■ フィルムカメラのデジカメ化(Leica M4フルフレーム編その2)
2020年12月7日公開
Leica M4フルフレーム編その1からの続き
■ Leica M4(Full Frame)ライカM4の加工
フルフレーム化の目処がたったということで、いよいよM4の加工を行うことになった。無限遠位置合わせは別の方法とするので、とりあえずフィルムゲート上にセンサーを搭載可能にするのが最低限の課題ということである。
APS-Cの一号機製作時にも悩まされた独特の構造だが、これをベースにせざるを得ないのである。
まず、イメージセンサーを搭載するには、ガイドレールの上側が障害となる。他の機種と比較してもあまりスペースがないし、フレームが存在するのである。バックドアを外しても次図の赤の部分が邪魔で、ここは切り欠かざるを得ない。しかし、ライカM4に手をかけるのは少々抵抗があり、半日ぐらい葛藤したのであった。(笑)やるくせに、、、。

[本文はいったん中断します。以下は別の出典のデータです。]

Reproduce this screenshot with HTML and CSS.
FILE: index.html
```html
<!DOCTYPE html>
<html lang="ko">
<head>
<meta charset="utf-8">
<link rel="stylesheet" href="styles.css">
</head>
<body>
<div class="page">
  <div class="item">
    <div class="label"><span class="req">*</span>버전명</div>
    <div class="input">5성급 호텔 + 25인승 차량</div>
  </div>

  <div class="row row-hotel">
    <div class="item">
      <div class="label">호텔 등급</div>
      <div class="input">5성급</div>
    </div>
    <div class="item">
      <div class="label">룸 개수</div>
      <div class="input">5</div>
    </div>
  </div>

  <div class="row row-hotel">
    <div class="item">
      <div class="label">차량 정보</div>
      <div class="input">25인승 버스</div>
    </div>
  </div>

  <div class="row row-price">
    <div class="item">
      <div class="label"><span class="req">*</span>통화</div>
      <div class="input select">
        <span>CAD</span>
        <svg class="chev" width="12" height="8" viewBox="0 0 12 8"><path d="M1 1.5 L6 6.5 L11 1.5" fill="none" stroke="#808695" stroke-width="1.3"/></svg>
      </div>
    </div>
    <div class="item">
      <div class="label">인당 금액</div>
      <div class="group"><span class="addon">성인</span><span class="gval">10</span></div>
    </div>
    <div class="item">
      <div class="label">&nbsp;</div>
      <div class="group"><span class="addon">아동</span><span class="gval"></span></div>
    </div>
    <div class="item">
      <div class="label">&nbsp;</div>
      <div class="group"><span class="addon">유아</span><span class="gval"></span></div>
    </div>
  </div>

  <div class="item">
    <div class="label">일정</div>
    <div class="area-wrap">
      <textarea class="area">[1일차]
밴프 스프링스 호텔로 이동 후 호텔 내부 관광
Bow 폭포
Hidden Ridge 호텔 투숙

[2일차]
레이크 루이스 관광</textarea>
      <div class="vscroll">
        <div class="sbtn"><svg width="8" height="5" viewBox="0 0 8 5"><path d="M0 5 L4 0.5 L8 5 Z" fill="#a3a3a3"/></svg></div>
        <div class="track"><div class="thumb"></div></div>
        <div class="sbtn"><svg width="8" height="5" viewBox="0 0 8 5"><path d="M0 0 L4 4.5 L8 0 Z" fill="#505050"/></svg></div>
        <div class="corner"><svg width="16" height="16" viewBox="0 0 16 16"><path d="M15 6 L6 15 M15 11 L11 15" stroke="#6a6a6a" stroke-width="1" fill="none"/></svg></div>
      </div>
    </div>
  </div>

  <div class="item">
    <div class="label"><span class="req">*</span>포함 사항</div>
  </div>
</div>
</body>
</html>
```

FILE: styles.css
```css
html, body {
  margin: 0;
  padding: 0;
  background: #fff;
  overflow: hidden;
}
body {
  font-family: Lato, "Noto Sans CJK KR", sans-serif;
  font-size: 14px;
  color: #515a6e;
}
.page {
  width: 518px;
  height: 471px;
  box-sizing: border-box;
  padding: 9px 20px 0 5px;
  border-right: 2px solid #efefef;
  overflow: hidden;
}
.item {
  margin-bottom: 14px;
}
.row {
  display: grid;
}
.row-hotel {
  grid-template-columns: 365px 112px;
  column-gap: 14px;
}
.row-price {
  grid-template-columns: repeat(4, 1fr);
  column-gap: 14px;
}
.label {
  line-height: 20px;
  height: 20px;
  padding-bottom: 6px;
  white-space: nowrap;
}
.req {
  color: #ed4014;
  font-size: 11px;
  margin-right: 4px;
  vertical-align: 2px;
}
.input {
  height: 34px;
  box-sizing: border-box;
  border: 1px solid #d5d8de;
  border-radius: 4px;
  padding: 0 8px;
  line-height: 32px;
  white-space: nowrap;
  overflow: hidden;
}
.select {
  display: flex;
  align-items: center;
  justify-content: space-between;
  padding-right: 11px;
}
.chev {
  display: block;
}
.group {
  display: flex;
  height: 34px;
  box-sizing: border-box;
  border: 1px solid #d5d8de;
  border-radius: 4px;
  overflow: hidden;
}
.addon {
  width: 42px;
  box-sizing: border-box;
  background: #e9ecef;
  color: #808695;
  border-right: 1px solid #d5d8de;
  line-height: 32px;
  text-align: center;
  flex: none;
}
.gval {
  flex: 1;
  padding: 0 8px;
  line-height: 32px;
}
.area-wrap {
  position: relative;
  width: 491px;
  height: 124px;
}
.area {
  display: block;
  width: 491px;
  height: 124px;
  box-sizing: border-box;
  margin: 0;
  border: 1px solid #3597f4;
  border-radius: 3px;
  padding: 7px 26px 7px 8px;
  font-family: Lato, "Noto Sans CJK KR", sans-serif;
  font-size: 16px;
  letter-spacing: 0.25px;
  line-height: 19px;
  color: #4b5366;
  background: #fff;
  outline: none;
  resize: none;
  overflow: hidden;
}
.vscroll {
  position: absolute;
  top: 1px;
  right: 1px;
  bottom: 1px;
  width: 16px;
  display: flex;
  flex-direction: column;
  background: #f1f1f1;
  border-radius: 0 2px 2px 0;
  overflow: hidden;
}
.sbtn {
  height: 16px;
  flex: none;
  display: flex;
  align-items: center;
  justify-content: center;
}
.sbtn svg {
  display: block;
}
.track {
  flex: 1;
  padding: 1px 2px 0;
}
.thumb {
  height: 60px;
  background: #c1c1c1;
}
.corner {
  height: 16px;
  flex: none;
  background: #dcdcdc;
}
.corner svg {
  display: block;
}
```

分解せずに、この部分だけをなるべく他の部分に影響がないように加工する方法をしばし考えたが、過去の経験からチョット手荒だがフライス盤で削り落とすのが良いと判断し、実行した。ただ、フライスを電動ヤスリの如く利用し、手持ちで削るという作業にした。M4をガチガチに固定する方法がなかったというのが理由である。
結果、事故もなくそこそこの出来となったのである。
イメージセンサーをあてがってみると、なんとかフィルムゲート上に収めることができた。これで課題はパスした。
マウント側からの景色は、すごい。APS-Cとは迫力が違う。
フィルタの取り付けもM4一号機と同様にシャッターのマウント側に設置する。ただ、センサーから剥がしたオリジナルのフィルターの寸法では大きすぎて取り付けできず、カットしている。もちろん、フルフレームはカバーしている。
無限遠の位置合わせに関しては、フィルムゲートを切り欠くことはしない。先にも述べたように、光学的手法による受光面の位置合わせができることが確認できたためである。たとえこの大きさのセンサーの寸法を切り出したとしても、シャッター幕が上下ともむき出しになってしまうし、ボディの左右が途切れてしまい強度が落ちてしまいそうである。何より、分解せずにはできない。
あとは、M4一号機の時とほぼ同様な部材の加工となる。バックドアを加工し、ブラケットを固定してカバーをヒンジで取り付ける構造は同じである。今回のカバーは、一号機の製作時に白、黒の2個製作してもらったアマリである。一号機は白アルマイトバージョンの方を使用したため、今回は黒アルマイトバージョンになった。ただ、α7の基板やSDカードスロットの取り付け構造上、かなり分厚くなるのがわかったため、カバーは製作し直しで発注中である。今回は仮に使用している。
バッテリーケースも、もう一個あったライカビット用の保守換装用ペイント前ケースを流用する。これも同じく、内部をフライス盤で削り落としてバッテリーセルが収納できるように加工する。最後の最後に一号機と同様に、梨地クロムメッキに出す予定であるので、当面は真鍮色のままとした。
カバーの固定は、一号機と同じくローレットビスどめである。
上記のような構造に内蔵部品を取り付けると、完成である。基板類は、動作テスト時に絶縁不良により発煙させてしまった経験により厳重に絶縁処理をしたので、中身は見えない。(笑)
LCDも一号機同様にカバー側に取り付けている。今回はダイヤルスイッチも外だしである。分厚くなりすぎて、内部に収納できなかったための処置である。また電源スイッチがエミュレータ基板上にあると邪魔であったので、下部左に設置替えしている。シャッター同期信号の取り出し方法も、一号機と同様の処理である。
これにより、一旦持ち出せるようになるまでに完成した。どのような感触になるのか、期待する次第である。
イメージセンサーさえ搭載できればM4一号機の経験があるので、淡々と進められたのである。
色々あったが、ついにフルフレームバージョンが出来て、この取り組みももう新たにはやる気は起きないであろう。(嘘)(笑)
12月14日追記
暫定カバーによる、フィールドデビュー
12/26 追記
頼んでいたカバーがきたので、早速着せ替え。
2021/01/21追記
バッテリーケースの梨地クロムメッキがあがってきたので、掲載。